-- Data excerpt --
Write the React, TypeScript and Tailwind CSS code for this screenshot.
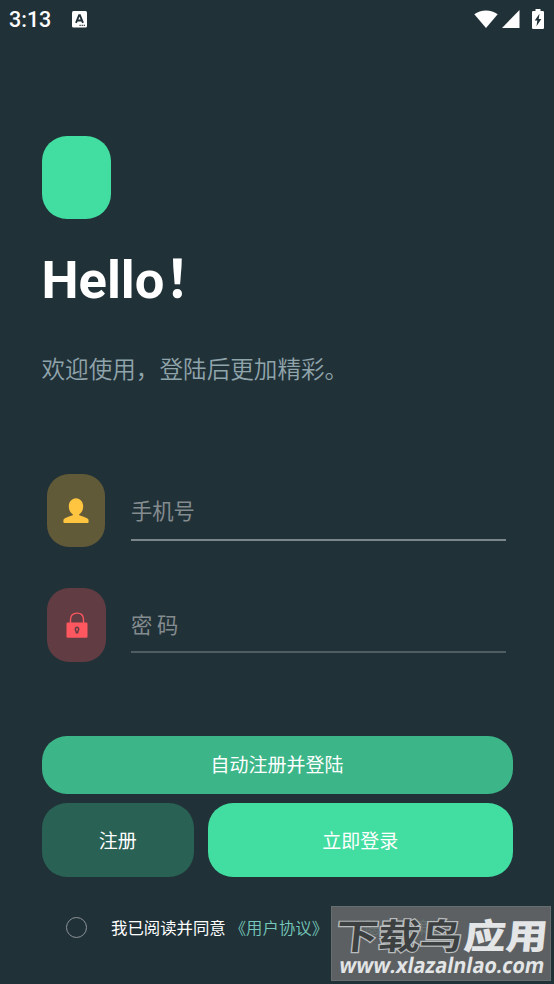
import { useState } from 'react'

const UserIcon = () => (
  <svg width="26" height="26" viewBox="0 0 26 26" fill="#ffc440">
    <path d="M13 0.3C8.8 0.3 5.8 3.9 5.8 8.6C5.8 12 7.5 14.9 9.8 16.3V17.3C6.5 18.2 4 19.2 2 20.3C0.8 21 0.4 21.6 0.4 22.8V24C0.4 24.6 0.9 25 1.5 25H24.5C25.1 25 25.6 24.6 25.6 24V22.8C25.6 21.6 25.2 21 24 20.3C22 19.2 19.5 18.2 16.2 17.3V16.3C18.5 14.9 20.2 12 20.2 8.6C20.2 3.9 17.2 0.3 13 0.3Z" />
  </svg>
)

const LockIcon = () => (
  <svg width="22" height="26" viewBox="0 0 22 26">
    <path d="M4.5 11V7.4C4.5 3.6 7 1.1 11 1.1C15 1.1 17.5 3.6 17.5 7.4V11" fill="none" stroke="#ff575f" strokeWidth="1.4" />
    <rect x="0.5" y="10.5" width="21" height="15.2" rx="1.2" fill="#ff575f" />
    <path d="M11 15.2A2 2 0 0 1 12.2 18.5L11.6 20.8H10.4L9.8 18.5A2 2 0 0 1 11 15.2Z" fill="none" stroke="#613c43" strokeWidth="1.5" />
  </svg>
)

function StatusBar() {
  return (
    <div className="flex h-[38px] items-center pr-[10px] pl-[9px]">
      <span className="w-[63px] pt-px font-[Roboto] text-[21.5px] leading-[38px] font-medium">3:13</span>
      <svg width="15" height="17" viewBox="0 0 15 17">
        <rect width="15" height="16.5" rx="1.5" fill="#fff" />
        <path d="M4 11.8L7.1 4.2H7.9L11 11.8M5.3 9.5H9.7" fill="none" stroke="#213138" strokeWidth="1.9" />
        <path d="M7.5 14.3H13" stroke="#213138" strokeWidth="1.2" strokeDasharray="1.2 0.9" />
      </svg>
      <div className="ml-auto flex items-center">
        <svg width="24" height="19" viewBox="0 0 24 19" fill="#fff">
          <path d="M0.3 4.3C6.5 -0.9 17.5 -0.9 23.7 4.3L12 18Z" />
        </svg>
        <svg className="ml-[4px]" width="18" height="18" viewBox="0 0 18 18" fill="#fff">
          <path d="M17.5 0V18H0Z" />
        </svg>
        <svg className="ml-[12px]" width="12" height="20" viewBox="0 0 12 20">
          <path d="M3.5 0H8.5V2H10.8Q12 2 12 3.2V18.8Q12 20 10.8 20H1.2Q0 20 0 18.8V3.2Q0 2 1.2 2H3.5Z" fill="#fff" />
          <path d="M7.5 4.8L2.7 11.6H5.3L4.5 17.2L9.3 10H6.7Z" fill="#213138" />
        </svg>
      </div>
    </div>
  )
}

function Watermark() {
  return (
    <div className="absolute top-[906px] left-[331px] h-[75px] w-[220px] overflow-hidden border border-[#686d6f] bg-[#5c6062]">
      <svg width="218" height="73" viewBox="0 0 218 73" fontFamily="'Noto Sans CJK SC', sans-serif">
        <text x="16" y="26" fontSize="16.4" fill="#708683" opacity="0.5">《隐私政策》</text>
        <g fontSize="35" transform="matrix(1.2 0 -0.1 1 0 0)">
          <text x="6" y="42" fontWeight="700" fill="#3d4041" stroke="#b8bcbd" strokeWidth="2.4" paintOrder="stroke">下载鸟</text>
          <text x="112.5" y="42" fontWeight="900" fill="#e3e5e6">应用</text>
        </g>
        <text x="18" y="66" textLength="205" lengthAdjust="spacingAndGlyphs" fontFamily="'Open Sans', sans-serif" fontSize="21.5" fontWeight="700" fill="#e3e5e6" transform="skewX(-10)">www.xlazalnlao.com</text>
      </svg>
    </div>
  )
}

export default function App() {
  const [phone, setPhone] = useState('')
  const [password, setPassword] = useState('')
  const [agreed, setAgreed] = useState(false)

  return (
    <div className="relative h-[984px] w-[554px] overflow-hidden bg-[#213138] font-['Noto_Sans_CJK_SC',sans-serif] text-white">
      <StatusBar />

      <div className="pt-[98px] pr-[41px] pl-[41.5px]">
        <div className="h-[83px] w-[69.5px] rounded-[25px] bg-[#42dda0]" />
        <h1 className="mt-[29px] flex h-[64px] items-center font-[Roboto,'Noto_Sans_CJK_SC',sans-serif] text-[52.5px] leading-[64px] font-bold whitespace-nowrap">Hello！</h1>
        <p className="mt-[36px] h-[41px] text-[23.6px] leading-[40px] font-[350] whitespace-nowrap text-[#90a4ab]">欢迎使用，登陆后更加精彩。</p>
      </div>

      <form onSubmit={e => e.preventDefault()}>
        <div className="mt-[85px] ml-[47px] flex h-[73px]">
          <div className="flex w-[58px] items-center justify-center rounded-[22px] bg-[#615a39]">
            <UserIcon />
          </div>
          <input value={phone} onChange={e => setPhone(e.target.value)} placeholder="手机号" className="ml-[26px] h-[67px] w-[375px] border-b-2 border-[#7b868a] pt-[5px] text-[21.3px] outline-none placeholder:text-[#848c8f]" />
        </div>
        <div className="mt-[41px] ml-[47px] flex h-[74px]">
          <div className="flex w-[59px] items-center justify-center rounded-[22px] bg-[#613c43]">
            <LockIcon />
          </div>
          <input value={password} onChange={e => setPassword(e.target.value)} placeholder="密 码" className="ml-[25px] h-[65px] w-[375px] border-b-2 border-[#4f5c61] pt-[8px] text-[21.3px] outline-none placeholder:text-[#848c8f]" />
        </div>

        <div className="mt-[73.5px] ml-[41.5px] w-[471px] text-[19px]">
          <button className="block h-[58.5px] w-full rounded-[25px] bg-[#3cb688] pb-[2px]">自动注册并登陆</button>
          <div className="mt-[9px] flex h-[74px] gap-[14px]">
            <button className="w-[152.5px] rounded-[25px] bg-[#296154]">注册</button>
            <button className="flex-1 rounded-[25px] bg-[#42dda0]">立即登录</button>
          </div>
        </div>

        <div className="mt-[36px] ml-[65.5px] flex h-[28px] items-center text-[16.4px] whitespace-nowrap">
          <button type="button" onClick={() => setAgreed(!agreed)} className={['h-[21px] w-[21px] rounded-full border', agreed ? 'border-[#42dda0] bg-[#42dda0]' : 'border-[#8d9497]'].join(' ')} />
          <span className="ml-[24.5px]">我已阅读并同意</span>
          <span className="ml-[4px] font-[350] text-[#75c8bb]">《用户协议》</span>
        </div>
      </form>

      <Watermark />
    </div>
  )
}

-- Your objective --
Every line above should be returned exactly; the pictures stay out.

-- Answer to the exercise --
Write the React, TypeScript and Tailwind CSS code for this screenshot.
import { useState } from 'react'

const UserIcon = () => (
  <svg width="26" height="26" viewBox="0 0 26 26" fill="#ffc440">
    <path d="M13 0.3C8.8 0.3 5.8 3.9 5.8 8.6C5.8 12 7.5 14.9 9.8 16.3V17.3C6.5 18.2 4 19.2 2 20.3C0.8 21 0.4 21.6 0.4 22.8V24C0.4 24.6 0.9 25 1.5 25H24.5C25.1 25 25.6 24.6 25.6 24V22.8C25.6 21.6 25.2 21 24 20.3C22 19.2 19.5 18.2 16.2 17.3V16.3C18.5 14.9 20.2 12 20.2 8.6C20.2 3.9 17.2 0.3 13 0.3Z" />
  </svg>
)

const LockIcon = () => (
  <svg width="22" height="26" viewBox="0 0 22 26">
    <path d="M4.5 11V7.4C4.5 3.6 7 1.1 11 1.1C15 1.1 17.5 3.6 17.5 7.4V11" fill="none" stroke="#ff575f" strokeWidth="1.4" />
    <rect x="0.5" y="10.5" width="21" height="15.2" rx="1.2" fill="#ff575f" />
    <path d="M11 15.2A2 2 0 0 1 12.2 18.5L11.6 20.8H10.4L9.8 18.5A2 2 0 0 1 11 15.2Z" fill="none" stroke="#613c43" strokeWidth="1.5" />
  </svg>
)

function StatusBar() {
  return (
    <div className="flex h-[38px] items-center pr-[10px] pl-[9px]">
      <span className="w-[63px] pt-px font-[Roboto] text-[21.5px] leading-[38px] font-medium">3:13</span>
      <svg width="15" height="17" viewBox="0 0 15 17">
        <rect width="15" height="16.5" rx="1.5" fill="#fff" />
        <path d="M4 11.8L7.1 4.2H7.9L11 11.8M5.3 9.5H9.7" fill="none" stroke="#213138" strokeWidth="1.9" />
        <path d="M7.5 14.3H13" stroke="#213138" strokeWidth="1.2" strokeDasharray="1.2 0.9" />
      </svg>
      <div className="ml-auto flex items-center">
        <svg width="24" height="19" viewBox="0 0 24 19" fill="#fff">
          <path d="M0.3 4.3C6.5 -0.9 17.5 -0.9 23.7 4.3L12 18Z" />
        </svg>
        <svg className="ml-[4px]" width="18" height="18" viewBox="0 0 18 18" fill="#fff">
          <path d="M17.5 0V18H0Z" />
        </svg>
        <svg className="ml-[12px]" width="12" height="20" viewBox="0 0 12 20">
          <path d="M3.5 0H8.5V2H10.8Q12 2 12 3.2V18.8Q12 20 10.8 20H1.2Q0 20 0 18.8V3.2Q0 2 1.2 2H3.5Z" fill="#fff" />
          <path d="M7.5 4.8L2.7 11.6H5.3L4.5 17.2L9.3 10H6.7Z" fill="#213138" />
        </svg>
      </div>
    </div>
  )
}

function Watermark() {
  return (
    <div className="absolute top-[906px] left-[331px] h-[75px] w-[220px] overflow-hidden border border-[#686d6f] bg-[#5c6062]">
      <svg width="218" height="73" viewBox="0 0 218 73" fontFamily="'Noto Sans CJK SC', sans-serif">
        <text x="16" y="26" fontSize="16.4" fill="#708683" opacity="0.5">《隐私政策》</text>
        <g fontSize="35" transform="matrix(1.2 0 -0.1 1 0 0)">
          <text x="6" y="42" fontWeight="700" fill="#3d4041" stroke="#b8bcbd" strokeWidth="2.4" paintOrder="stroke">下载鸟</text>
          <text x="112.5" y="42" fontWeight="900" fill="#e3e5e6">应用</text>
        </g>
        <text x="18" y="66" textLength="205" lengthAdjust="spacingAndGlyphs" fontFamily="'Open Sans', sans-serif" fontSize="21.5" fontWeight="700" fill="#e3e5e6" transform="skewX(-10)">www.xlazalnlao.com</text>
      </svg>
    </div>
  )
}

export default function App() {
  const [phone, setPhone] = useState('')
  const [password, setPassword] = useState('')
  const [agreed, setAgreed] = useState(false)

  return (
    <div className="relative h-[984px] w-[554px] overflow-hidden bg-[#213138] font-['Noto_Sans_CJK_SC',sans-serif] text-white">
      <StatusBar />

      <div className="pt-[98px] pr-[41px] pl-[41.5px]">
        <div className="h-[83px] w-[69.5px] rounded-[25px] bg-[#42dda0]" />
        <h1 className="mt-[29px] flex h-[64px] items-center font-[Roboto,'Noto_Sans_CJK_SC',sans-serif] text-[52.5px] leading-[64px] font-bold whitespace-nowrap">Hello！</h1>
        <p className="mt-[36px] h-[41px] text-[23.6px] leading-[40px] font-[350] whitespace-nowrap text-[#90a4ab]">欢迎使用，登陆后更加精彩。</p>
      </div>

      <form onSubmit={e => e.preventDefault()}>
        <div className="mt-[85px] ml-[47px] flex h-[73px]">
          <div className="flex w-[58px] items-center justify-center rounded-[22px] bg-[#615a39]">
            <UserIcon />
          </div>
          <input value={phone} onChange={e => setPhone(e.target.value)} placeholder="手机号" className="ml-[26px] h-[67px] w-[375px] border-b-2 border-[#7b868a] pt-[5px] text-[21.3px] outline-none placeholder:text-[#848c8f]" />
        </div>
        <div className="mt-[41px] ml-[47px] flex h-[74px]">
          <div className="flex w-[59px] items-center justify-center rounded-[22px] bg-[#613c43]">
            <LockIcon />
          </div>
          <input value={password} onChange={e => setPassword(e.target.value)} placeholder="密 码" className="ml-[25px] h-[65px] w-[375px] border-b-2 border-[#4f5c61] pt-[8px] text-[21.3px] outline-none placeholder:text-[#848c8f]" />
        </div>

        <div className="mt-[73.5px] ml-[41.5px] w-[471px] text-[19px]">
          <button className="block h-[58.5px] w-full rounded-[25px] bg-[#3cb688] pb-[2px]">自动注册并登陆</button>
          <div className="mt-[9px] flex h-[74px] gap-[14px]">
            <button className="w-[152.5px] rounded-[25px] bg-[#296154]">注册</button>
            <button className="flex-1 rounded-[25px] bg-[#42dda0]">立即登录</button>
          </div>
        </div>

        <div className="mt-[36px] ml-[65.5px] flex h-[28px] items-center text-[16.4px] whitespace-nowrap">
          <button type="button" onClick={() => setAgreed(!agreed)} className={['h-[21px] w-[21px] rounded-full border', agreed ? 'border-[#42dda0] bg-[#42dda0]' : 'border-[#8d9497]'].join(' ')} />
          <span className="ml-[24.5px]">我已阅读并同意</span>
          <span className="ml-[4px] font-[350] text-[#75c8bb]">《用户协议》</span>
        </div>
      </form>

      <Watermark />
    </div>
  )
}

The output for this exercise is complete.